O tempo passou, vivemos hoje numa outra sociedade e ganhámos muita coisa. As mulheres – neste caso em particular – deixaram de ser senhoras de alguém para se afirmarem como seres humanos plenos de direitos e de deveres como qualquer pessoa. Mas será bem assim? As notícias nos jornais e os relatórios que constantemente são divulgados estão aí para o desmentir, mostrando um aumento contínuo de casos de violência de género e o consequente crescimento da nossa inquietação, dor e revolta. O número de mulheres assassinadas pelos maridos e companheiros, o número de mulheres assediadas, abusadas e violadas, o número, sobretudo, de jovens mulheres que se submetem a uma violência constante, física ou psicológica, por parte de jovens namorados não pára de aumentar. Esta é uma realidade que não podemos ignorar e para a qual, de certa maneira, esta versão do texto procura alertar, não numa adaptação da realidade do séc. XIX para o séc. XXI, mas numa estrutura linguística que oscila entre alguns maneirismos novecentistas e uma coloquialidade tão própria do nosso tempo. Acima de tudo, o que Ibsen parece pedir é que percebamos que esta não é “a casa de bonecas” ou “a casa da boneca”, antes “uma casa de bonecas”. Uma de muitas.
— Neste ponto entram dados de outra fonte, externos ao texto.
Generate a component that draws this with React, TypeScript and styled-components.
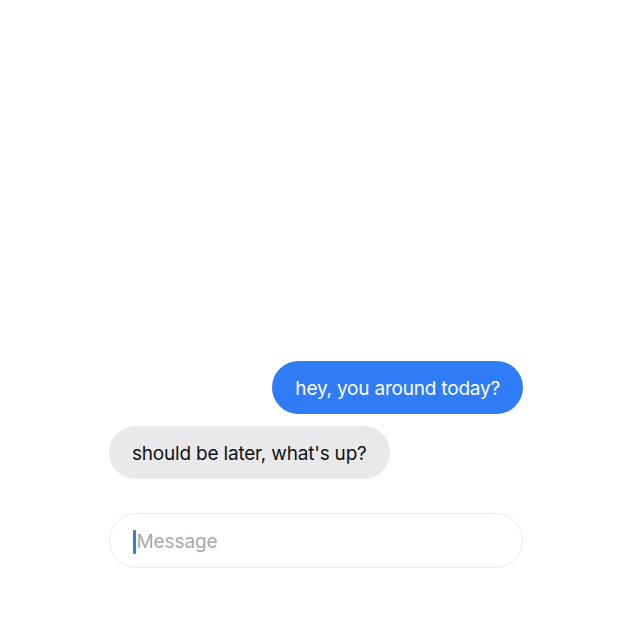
import React from "react";
import styled, { createGlobalStyle } from "styled-components";

const Global = createGlobalStyle`
  html, body { margin: 0; padding: 0; background: #ffffff; }
  body { font-family: Inter, "Noto Sans", sans-serif; -webkit-font-smoothing: antialiased; }
`;

const Page = styled.div`
  height: 635px;
  display: flex;
  flex-direction: column;
  justify-content: flex-end;
  padding: 0 0 67px 109px;
  box-sizing: border-box;
`;

const Thread = styled.div`
  width: 414px;
  display: flex;
  flex-direction: column;
`;

const Messages = styled.div`
  display: flex;
  flex-direction: column;
  gap: 12px;
  margin-bottom: 34px;
`;

const Bubble = styled.div<{ $mine?: boolean }>`
  align-self: ${(p) => (p.$mine ? "flex-end" : "flex-start")};
  background: ${(p) => (p.$mine ? "#2f7cf6" : "#e9e9eb")};
  color: ${(p) => (p.$mine ? "#ffffff" : "#111111")};
  height: 53px;
  display: flex;
  align-items: center;
  padding: 1px 23px 0;
  box-sizing: border-box;
  border-radius: 27px;
  font-size: 19px;
  letter-spacing: -0.2px;
  white-space: nowrap;
`;

const InputBox = styled.div`
  height: 55px;
  border: 1px solid #ececec;
  border-radius: 28px;
  box-sizing: border-box;
  display: flex;
  align-items: center;
  padding: 2px 0 0 23px;
`;

const Caret = styled.span`
  width: 2.5px;
  height: 24px;
  background: #2f7cf6;
  border-radius: 1px;
  margin-right: 1px;
`;

const Placeholder = styled.span`
  font-size: 19px;
  letter-spacing: -0.1px;
  color: #a9a9ad;
`;

export default function App() {
  return (
    <>
      <Global />
      <Page>
        <Thread>
          <Messages>
            <Bubble $mine>hey, you around today?</Bubble>
            <Bubble>should be later, what's up?</Bubble>
          </Messages>
          <InputBox>
            <Caret />
            <Placeholder>Message</Placeholder>
          </InputBox>
        </Thread>
      </Page>
    </>
  );
}
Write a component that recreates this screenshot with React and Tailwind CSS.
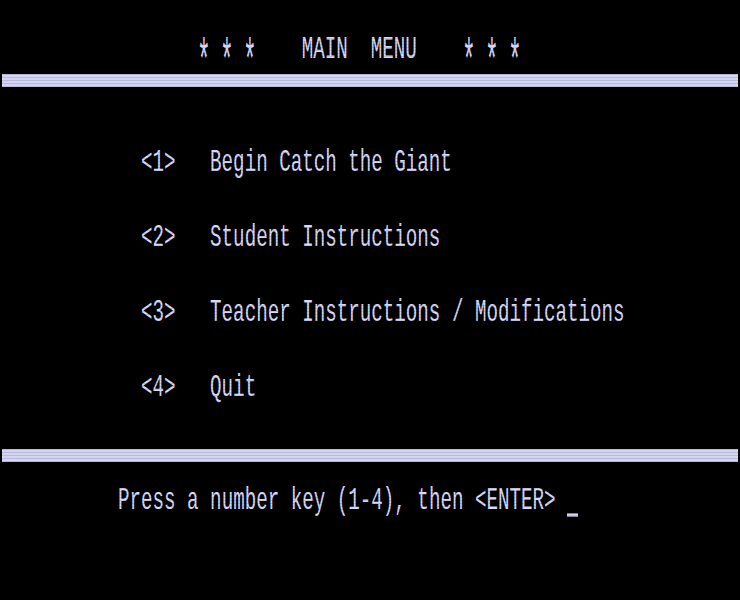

Em boa hora Pedro Damião e a Contacto pegaram em “Casa de Bonecas”, estreando com ela a 82ª produção de uma longa e bonita história de mais de quatro décadas de amor ao teatro. Fê-lo numa hora particularmente dolorosa, com o desaparecimento precoce de Manuel Ramos Costa, associado fundador número 1 da Contacto e um homem que à instituição devotou toda a sua vida, ajudando a elevar a Companhia a um lugar cimeiro no Teatro em Portugal. Em condições muito difíceis para actores e público - o ruído que se projectou do exterior perturbou significativamente o normal desenrolar da peça -, foi emocionante ver como os vários papéis foram defendidos, particularmente o de Nora, assumido pela jovem actriz Iara Duarte, brilhante na réplica final, quando solta um inaugural grito feminista, abandonando a casa, o marido e os filhos. O desenho de luz que retém Nora na sombra ou o lugar que ocupa no centro da sala e que a mantém de costas para o público, falam do quanto a sociedade procurava “esconder” o papel da mulher. Ao mesmo tempo, o colorido e geométrico vestido, inspirado na pintura de Mondrian, vem falar-nos de modernidade e de emancipação. Um belíssimo momento, numa casa que insiste em dar a ver teatro, que teima em acarinhá-lo, promovê-lo e levá-lo ao encontro dos mais variados públicos.